### Direction
List the lines of this listing that hold the word "React".

### Dataset section
--- Begin ---

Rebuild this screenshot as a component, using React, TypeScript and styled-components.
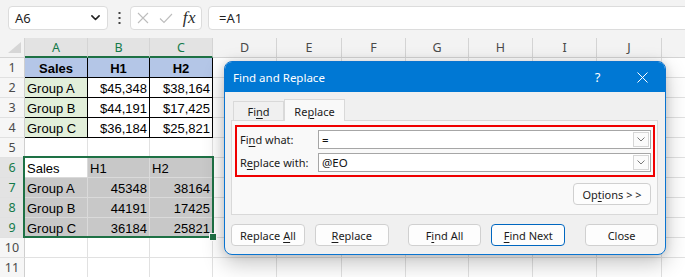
import React from "react";
import styled, { createGlobalStyle } from "styled-components";

const GlobalStyle = createGlobalStyle`
  html, body { margin: 0; padding: 0; background: #fff; }
  body { width: 685px; height: 277px; overflow: hidden; font-family: "Noto Sans", sans-serif; }
`;

const Screen = styled.div`
  position: relative;
  width: 685px;
  height: 277px;
  overflow: hidden;
  background: #fff;
  display: flex;
  flex-direction: column;
`;

/* ---------- formula bar ---------- */
const Toolbar = styled.div`
  height: 38px;
  flex: none;
  box-sizing: border-box;
  background: #f3f3f3;
  display: flex;
  align-items: flex-start;
  padding: 6px 0 0 8px;
`;

const Box = styled.div`
  height: 24px;
  box-sizing: border-box;
  background: #fff;
  border: 1px solid #dcdcdc;
  border-radius: 4px;
  display: flex;
  align-items: center;
`;

const NameBox = styled(Box)`
  width: 100px;
  flex: none;
  justify-content: space-between;
  padding: 0 7px 0 6px;
  font: 13px "Noto Sans", sans-serif;
  color: #1f1f1f;
`;

const DotsSlot = styled.div`
  width: 22px;
  height: 24px;
  flex: none;
  display: flex;
  align-items: center;
  justify-content: center;
`;

const FxBox = styled(Box)`
  width: 72px;
  flex: none;
`;

const IconSlot = styled.div`
  width: 24px;
  height: 22px;
  display: flex;
  align-items: center;
  justify-content: center;
`;

const FxText = styled.span`
  font: italic 17px "Liberation Serif", "DejaVu Serif", serif;
  color: #2b2b2b;
  letter-spacing: 0.5px;
`;

const FormulaInput = styled(Box)`
  flex: 1;
  margin-left: 6px;
  margin-right: -12px;
  padding-left: 10px;
  font: 13px "Noto Sans", sans-serif;
  color: #1f1f1f;
`;

/* ---------- sheet ---------- */
const colWidths = [63, 62, 63, 64, 65, 64, 63, 64, 64, 65, 40];
const colLetters = ["A", "B", "C", "D", "E", "F", "G", "H", "I", "J", ""];

const Sheet = styled.div`
  display: grid;
  grid-template-columns: 25px ${colWidths.map((w) => `${w}px`).join(" ")};
  grid-template-rows: 20px repeat(11, 20px);
  flex: none;
`;

const Corner = styled.div`
  grid-row: 1;
  grid-column: 1;
  box-sizing: border-box;
  background: #f3f3f3;
  border-right: 1px solid #d4d4d4;
  border-bottom: 1px solid #d4d4d4;
  display: flex;
  align-items: flex-end;
  justify-content: flex-end;
  padding: 0 3px 4px 0;
`;

const ColHeader = styled.div<{ $selected?: boolean; $col: number }>`
  grid-row: 1;
  grid-column: ${(p) => p.$col};
  box-sizing: border-box;
  display: flex;
  align-items: center;
  justify-content: center;
  background: ${(p) => (p.$selected ? "#e3e3e3" : "#f3f3f3")};
  color: ${(p) => (p.$selected ? "#137a4a" : "#4a4a4a")};
  border-right: 1px solid #d4d4d4;
  border-bottom: ${(p) => (p.$selected ? "2px solid #1e7145" : "1px solid #d4d4d4")};
  font: 12.5px "Noto Sans", sans-serif;
`;

const RowHeader = styled.div<{ $selected?: boolean; $row: number }>`
  grid-row: ${(p) => p.$row};
  grid-column: 1;
  box-sizing: border-box;
  display: flex;
  align-items: center;
  justify-content: center;
  background: ${(p) => (p.$selected ? "#e3e3e3" : "#f6f6f6")};
  color: ${(p) => (p.$selected ? "#137a4a" : "#4a4a4a")};
  border-right: 1px solid #cfcfcf;
  border-bottom: 1px solid #e1e1e1;
  font: 12.5px "Noto Sans", sans-serif;
`;

type Align = "left" | "center" | "right";

const Cell = styled.div<{
  $row: number;
  $col: number;
  $bg?: string;
  $align?: Align;
  $bold?: boolean;
  $boxed?: boolean;
  $sel?: boolean;
}>`
  grid-row: ${(p) => p.$row};
  grid-column: ${(p) => p.$col};
  box-sizing: border-box;
  display: flex;
  align-items: center;
  justify-content: ${(p) =>
    p.$align === "right" ? "flex-end" : p.$align === "center" ? "center" : "flex-start"};
  padding: 1px 2px 0 2px;
  background: ${(p) => p.$bg ?? (p.$sel ? "#c8c8c8" : "#fff")};
  border-right: 1px solid ${(p) => (p.$boxed ? "#000" : p.$sel ? "#dadada" : "#e1e1e1")};
  border-bottom: 1px solid ${(p) => (p.$boxed ? "#000" : p.$sel ? "#dadada" : "#e1e1e1")};
  font: ${(p) => (p.$bold ? 700 : 400)} 13px "Liberation Sans", Arial, sans-serif;
  color: #000;
  white-space: nowrap;
  overflow: hidden;
`;

const SelectionFrame = styled.div`
  grid-column: 2 / 5;
  grid-row: 7 / 11;
  margin: -2px -1px 0 -2px;
  border: 2px solid #1e7145;
  position: relative;
  pointer-events: none;
  z-index: 1;
`;

const FillHandle = styled.div`
  position: absolute;
  right: -5px;
  bottom: -5px;
  width: 6px;
  height: 6px;
  background: #1e7145;
  border: 1px solid #fff;
`;

type CellData = {
  t?: string;
  align?: Align;
  bold?: boolean;
  bg?: string;
  boxed?: boolean;
  sel?: boolean;
};

const BLUE = "#b4c6e7";
const GREEN = "#e2efda";

const data: Record<number, CellData[]> = {
  1: [
    { t: "Sales", align: "center", bold: true, bg: BLUE, boxed: true },
    { t: "H1", align: "center", bold: true, bg: BLUE, boxed: true },
    { t: "H2", align: "center", bold: true, bg: BLUE, boxed: true },
  ],
  2: [
    { t: "Group A", bg: GREEN, boxed: true },
    { t: "$45,348", align: "right", boxed: true },
    { t: "$38,164", align: "right", boxed: true },
  ],
  3: [
    { t: "Group B", bg: GREEN, boxed: true },
    { t: "$44,191", align: "right", boxed: true },
    { t: "$17,425", align: "right", boxed: true },
  ],
  4: [
    { t: "Group C", bg: GREEN, boxed: true },
    { t: "$36,184", align: "right", boxed: true },
    { t: "$25,821", align: "right", boxed: true },
  ],
  6: [
    { t: "Sales", sel: true, bg: "#fff" },
    { t: "H1", sel: true },
    { t: "H2", sel: true },
  ],
  7: [
    { t: "Group A", sel: true },
    { t: "45348", align: "right", sel: true },
    { t: "38164", align: "right", sel: true },
  ],
  8: [
    { t: "Group B", sel: true },
    { t: "44191", align: "right", sel: true },
    { t: "17425", align: "right", sel: true },
  ],
  9: [
    { t: "Group C", sel: true },
    { t: "36184", align: "right", sel: true },
    { t: "25821", align: "right", sel: true },
  ],
};

/* ---------- dialog ---------- */
const Dialog = styled.div`
  position: absolute;
  left: 224px;
  top: 61px;
  width: 442px;
  height: 194px;
  box-sizing: border-box;
  border: 1px solid #0a74d0;
  border-radius: 8px;
  background: #f0f0f0;
  box-shadow: 0 8px 22px rgba(0, 0, 0, 0.24), 0 0 8px rgba(0, 0, 0, 0.12);
  display: flex;
  flex-direction: column;
  overflow: hidden;
  z-index: 2;
  font: 11px "Noto Sans", sans-serif;
  color: #1b1b1b;
`;

const TitleBar = styled.div`
  height: 30px;
  flex: none;
  background: #0078d4;
  color: #fff;
  display: flex;
  align-items: center;
  padding-left: 8px;
`;

const Title = styled.div`
  flex: 1;
  font-size: 11.5px;
  padding-top: 1px;
`;

const CaptionButton = styled.div`
  width: 45px;
  height: 30px;
  display: flex;
  align-items: center;
  justify-content: center;
  font-size: 13px;
  color: #fff;
`;

const Body = styled.div`
  flex: 1;
  display: flex;
  flex-direction: column;
  padding: 7px 7px 0 6px;
`;

const TabRow = styled.div`
  height: 22px;
  display: flex;
  align-items: flex-end;
  padding-left: 2px;
  margin-bottom: -1px;
  position: relative;
  z-index: 1;
`;

const Tab = styled.div<{ $active?: boolean; $w: number }>`
  width: ${(p) => p.$w}px;
  height: ${(p) => (p.$active ? 22 : 20)}px;
  box-sizing: border-box;
  border: 1px solid #d9d9d9;
  border-bottom: ${(p) => (p.$active ? "none" : "1px solid #d9d9d9")};
  background: ${(p) => (p.$active ? "#f9f9f9" : "#f0f0f0")};
  display: flex;
  align-items: center;
  justify-content: center;
  padding-top: ${(p) => (p.$active ? 1 : 0)}px;
`;

const Panel = styled.div`
  height: 95px;
  box-sizing: border-box;
  border: 1px solid #d9d9d9;
  background: #f9f9f9;
  padding: 4px 2px 0 3px;
  display: flex;
  flex-direction: column;
`;

const Highlight = styled.div`
  border: 2px solid #f00000;
  padding: 3px 2px 3px 3px;
  display: grid;
  grid-template-columns: 78px 1fr;
  row-gap: 4px;
  align-items: center;
`;

const Label = styled.div`
  white-space: nowrap;
`;

const Combo = styled.div`
  height: 19px;
  box-sizing: border-box;
  border: 1px solid #a6a6a6;
  background: #fff;
  display: flex;
  align-items: stretch;
`;

const ComboText = styled.div`
  flex: 1;
  padding-left: 3px;
  display: flex;
  align-items: center;
  font-size: 11.5px;
  color: #111;
`;

const ComboButton = styled.div`
  width: 16px;
  margin: 1px;
  box-sizing: border-box;
  border: 1px solid #d6d6d6;
  background: #fbfbfb;
  display: flex;
  align-items: center;
  justify-content: center;
`;

const OptionsRow = styled.div`
  display: flex;
  justify-content: flex-end;
  margin-top: 6px;
  padding-right: 4px;
`;

const ButtonRow = styled.div`
  display: flex;
  margin-top: 9px;
`;

const Button = styled.div<{ $w?: number; $gap?: number; $default?: boolean }>`
  width: ${(p) => p.$w ?? 74}px;
  height: 22px;
  margin-left: ${(p) => p.$gap ?? 0}px;
  box-sizing: border-box;
  border: 1px solid ${(p) => (p.$default ? "#0067c0" : "#d0d0d0")};
  border-radius: 4px;
  background: #fdfdfd;
  display: flex;
  align-items: center;
  justify-content: center;
  white-space: nowrap;
`;

const Caption = styled.span`
  white-space: pre;
`;

const Key = styled.span`
  text-decoration: underline;
  text-underline-offset: 2px;
`;

const Chevron = ({ color = "#222", w = 10, sw = 1.6 }: { color?: string; w?: number; sw?: number }) => (
  <svg width={w} height={w * 0.6} viewBox="0 0 10 6" fill="none">
    <path d="M1 1 L5 5 L9 1" stroke={color} strokeWidth={sw} strokeLinecap="round" strokeLinejoin="round" />
  </svg>
);

export default function App() {
  const rows = Array.from({ length: 11 }, (_, i) => i + 1);
  return (
    <>
      <GlobalStyle />
      <Screen>
        <Toolbar>
          <NameBox>
            <span>A6</span>
            <Chevron w={9} sw={1.8} />
          </NameBox>
          <DotsSlot>
            <svg width="3" height="12" viewBox="0 0 3 12">
              <rect x="0.5" y="0" width="2" height="2" fill="#444" />
              <rect x="0.5" y="5" width="2" height="2" fill="#444" />
              <rect x="0.5" y="10" width="2" height="2" fill="#444" />
            </svg>
          </DotsSlot>
          <FxBox>
            <IconSlot>
              <svg width="12" height="12" viewBox="0 0 12 12">
                <path d="M1 1 L11 11 M11 1 L1 11" stroke="#bdbdbd" strokeWidth="1.1" />
              </svg>
            </IconSlot>
            <IconSlot>
              <svg width="14" height="11" viewBox="0 0 14 11">
                <path d="M1 5.5 L5 9.5 L13 1" stroke="#bdbdbd" strokeWidth="1.1" fill="none" />
              </svg>
            </IconSlot>
            <IconSlot>
              <FxText>fx</FxText>
            </IconSlot>
          </FxBox>
          <FormulaInput>=A1</FormulaInput>
        </Toolbar>

        <Sheet>
          <Corner>
            <svg width="13" height="11" viewBox="0 0 13 11">
              <polygon points="13,0 13,11 0,11" fill="#d6d6d6" />
            </svg>
          </Corner>
          {colLetters.map((l, i) => (
            <ColHeader key={`h${i}`} $col={i + 2} $selected={i < 3}>
              {l}
            </ColHeader>
          ))}
          {rows.map((r) => (
            <React.Fragment key={`r${r}`}>
              <RowHeader $row={r + 1} $selected={r >= 6 && r <= 9}>
                {r}
              </RowHeader>
              {colLetters.map((_, c) => {
                const d = data[r]?.[c];
                return (
                  <Cell
                    key={`c${r}-${c}`}
                    $row={r + 1}
                    $col={c + 2}
                    $bg={d?.bg}
                    $align={d?.align}
                    $bold={d?.bold}
                    $boxed={d?.boxed}
                    $sel={d?.sel}
                  >
                    {d?.t}
                  </Cell>
                );
              })}
            </React.Fragment>
          ))}
          <SelectionFrame>
            <FillHandle />
          </SelectionFrame>
        </Sheet>

        <Dialog>
          <TitleBar>
            <Title>Find and Replace</Title>
            <CaptionButton>?</CaptionButton>
            <CaptionButton>
              <svg width="11" height="11" viewBox="0 0 11 11">
                <path d="M0.5 0.5 L10.5 10.5 M10.5 0.5 L0.5 10.5" stroke="#fff" strokeWidth="1" />
              </svg>
            </CaptionButton>
          </TitleBar>
          <Body>
            <TabRow>
              <Tab $w={51}>
                <Caption>
                  Fi<Key>n</Key>d
                </Caption>
              </Tab>
              <Tab $w={61} $active>
                <Caption>
                  Re<Key>p</Key>lace
                </Caption>
              </Tab>
            </TabRow>
            <Panel>
              <Highlight>
                <Label>
                  Fi<Key>n</Key>d what:
                </Label>
                <Combo>
                  <ComboText>=</ComboText>
                  <ComboButton>
                    <Chevron color="#555" w={8} sw={1} />
                  </ComboButton>
                </Combo>
                <Label>
                  R<Key>e</Key>place with:
                </Label>
                <Combo>
                  <ComboText>@EO</ComboText>
                  <ComboButton>
                    <Chevron color="#555" w={8} sw={1} />
                  </ComboButton>
                </Combo>
              </Highlight>
              <OptionsRow>
                <Button $w={78}>
                  <Caption>
                    Op<Key>t</Key>ions {">"} {">"}
                  </Caption>
                </Button>
              </OptionsRow>
            </Panel>
            <ButtonRow>
              <Button>
                <Caption>
                  Replace <Key>A</Key>ll
                </Caption>
              </Button>
              <Button $gap={10}>
                <Caption>
                  <Key>R</Key>eplace
                </Caption>
              </Button>
              <Button $gap={19}>
                <Caption>
                  F<Key>i</Key>nd All
                </Caption>
              </Button>
              <Button $gap={10} $default>
                <Caption>
                  <Key>F</Key>ind Next
                </Caption>
              </Button>
              <Button $gap={20} $w={73}>
                <Caption>Close</Caption>
              </Button>
            </ButtonRow>
          </Body>
        </Dialog>
      </Screen>
    </>
  );
}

--- End ---

### Response
Rebuild this screenshot as a component, using React, TypeScript and styled-components.
import React from "react";
            <React.Fragment key={`r${r}`}>
            </React.Fragment>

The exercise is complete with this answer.